Fall colors will be muted in northern Missouri
Many trees north of I-44 already have turned brown or dropped their
leaves as a result of Missouri's continuing drought.
JEFFERSON CITY - Missourians who want to enjoy the awe-inspiring glow of
autumn vegetation will be smart to look south of I-44 this year, according
to the Missouri Department of Conservation.
Conservation Department foresters say the Show-Me State's continuing drought
will put a damper on the blaze of fall color in the northern half of the
state. Local conditions, such as soil depth, will produce pockets of normal
fall color in northern Missouri, but overall the Conservation Department
predicts fair to poor fall color there.
The outlook is brighter in southern Missouri.

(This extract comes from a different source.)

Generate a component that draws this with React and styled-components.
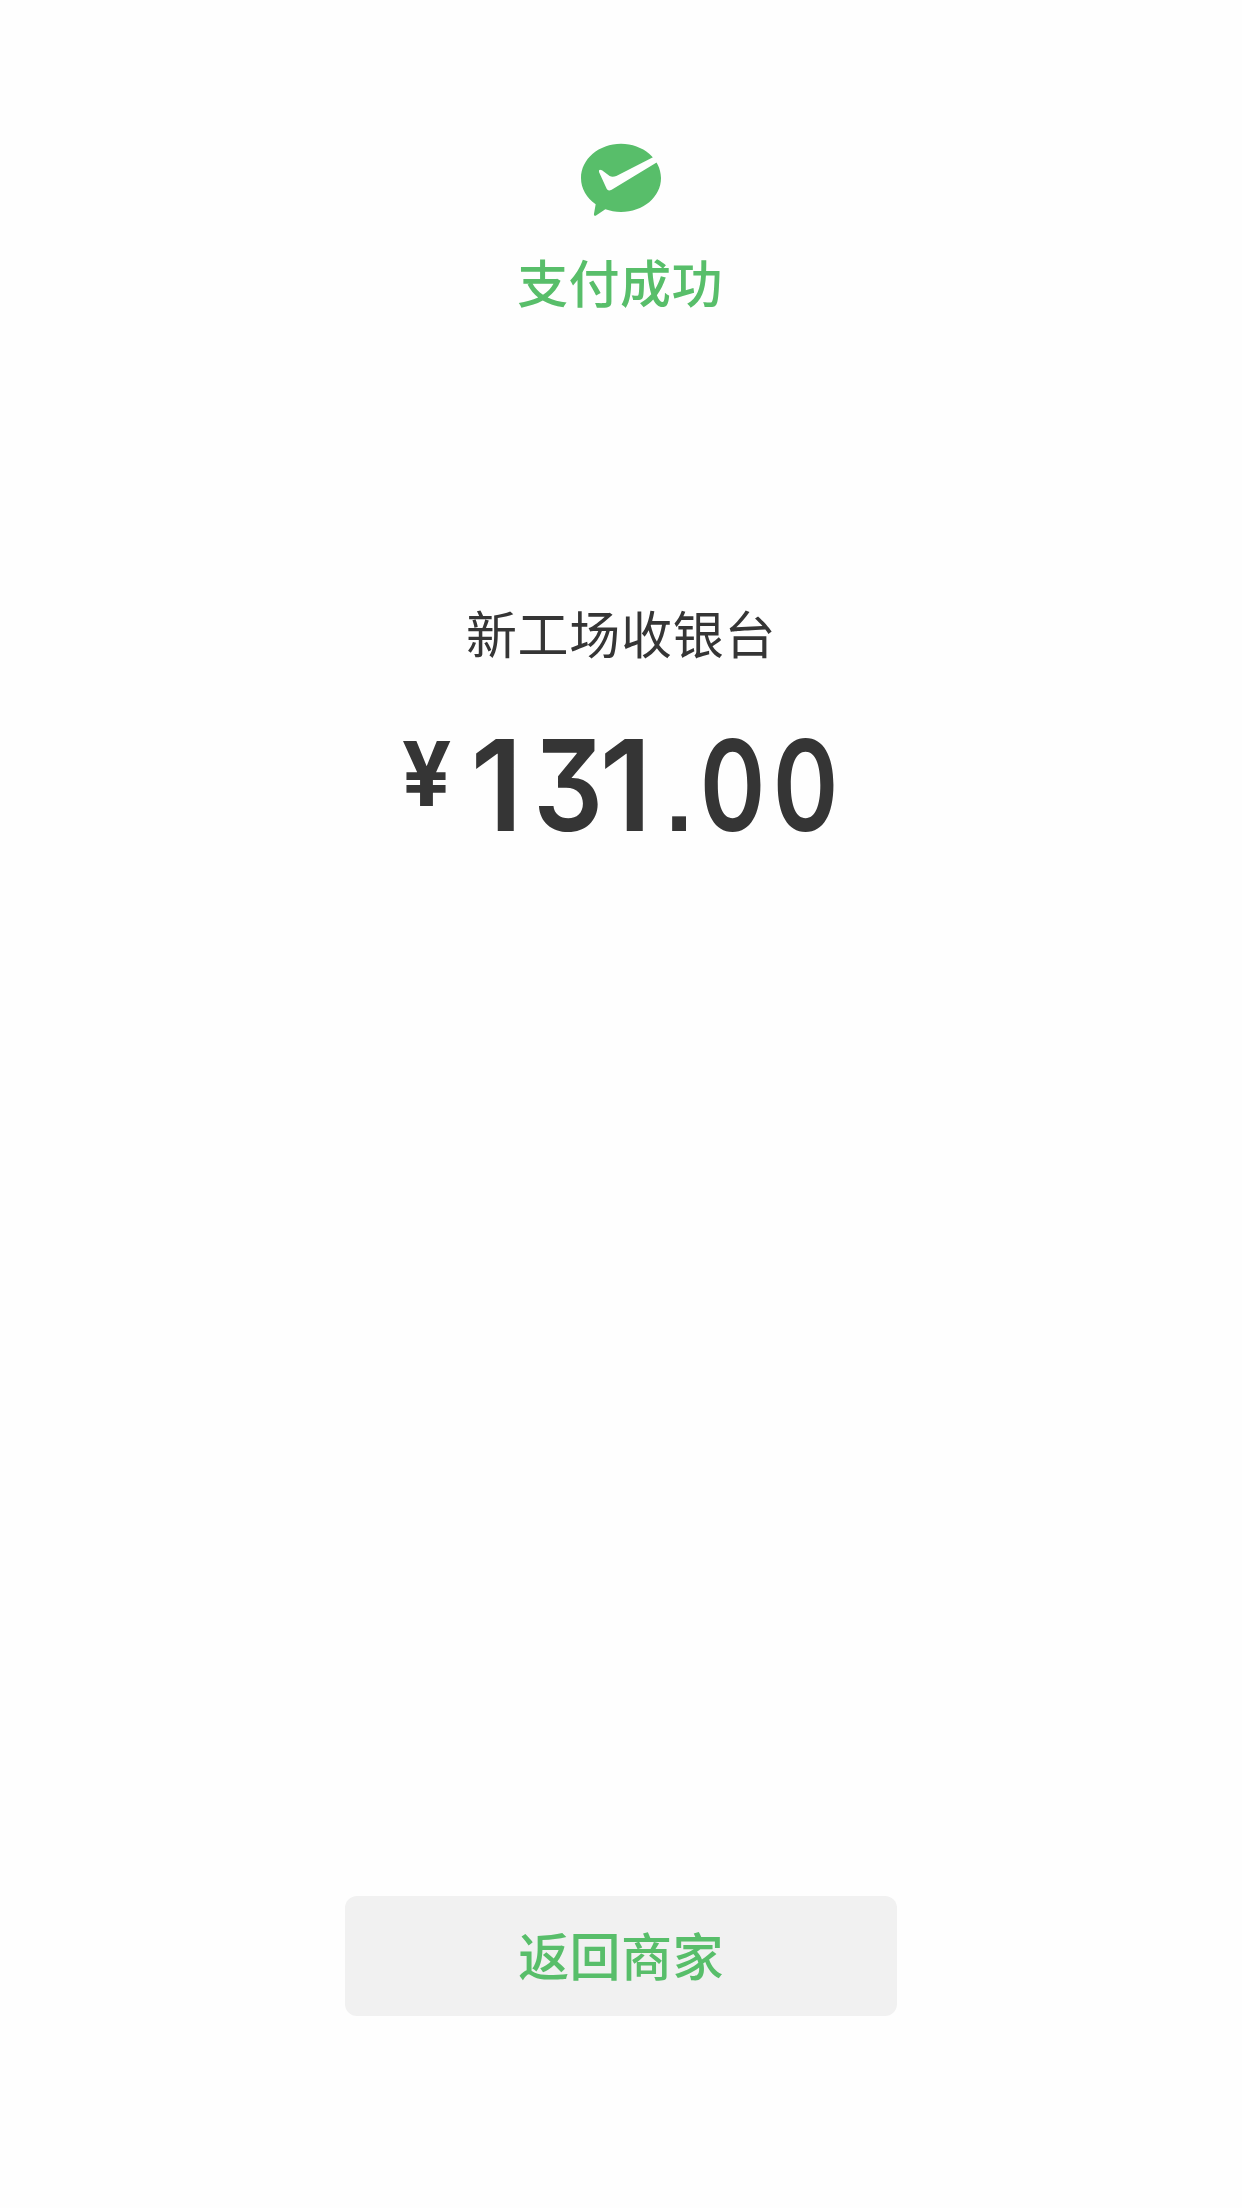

The area south of I-44 has
received more normal rainfall than the northern half the state this year,
and trees there are likely to show average to good color. Even in this part
of the state, however, trees growing in areas with thin rocky soil are
showing scorched leaves and won't have good fall color.
"Although the stage already is set, the weather over the next few weeks will
ultimately determine the colors we see," said, Bruce Palmer, forestry
education coordinator for the Conservation Department. "More rain in mid-to
late September could help send trees into the fall in good shape. As the
leaves start to change colors, clear, sunny days and cool nights will help
intensify the colors."
Palmer said the peak of fall color likely will occur around Oct. 10 in
northern Missouri. In central and southwestern Missouri, the Ozarks and
around Kansas City and St. Louis, the peak will be the third or fourth
weekend in October. Southeastern Missouri will see peak fall colors near the
end of October.
Widespread, heavy rain over the Labor Day weekend hardly put a dent in the
three-year drought gripping northern Missouri. Drought-resistant oaks there
will still show some fall colors, but maples, elms, hackberries and other
species won't be up to par. Many already have turned brown or dropped their
"Early leaf fall is a self-defense mechanism," said Palmer. "The surface
area of leaves is huge, and water continues to evaporate from that surface,
even when the ground is dry. Dropping leaves reduces water loss."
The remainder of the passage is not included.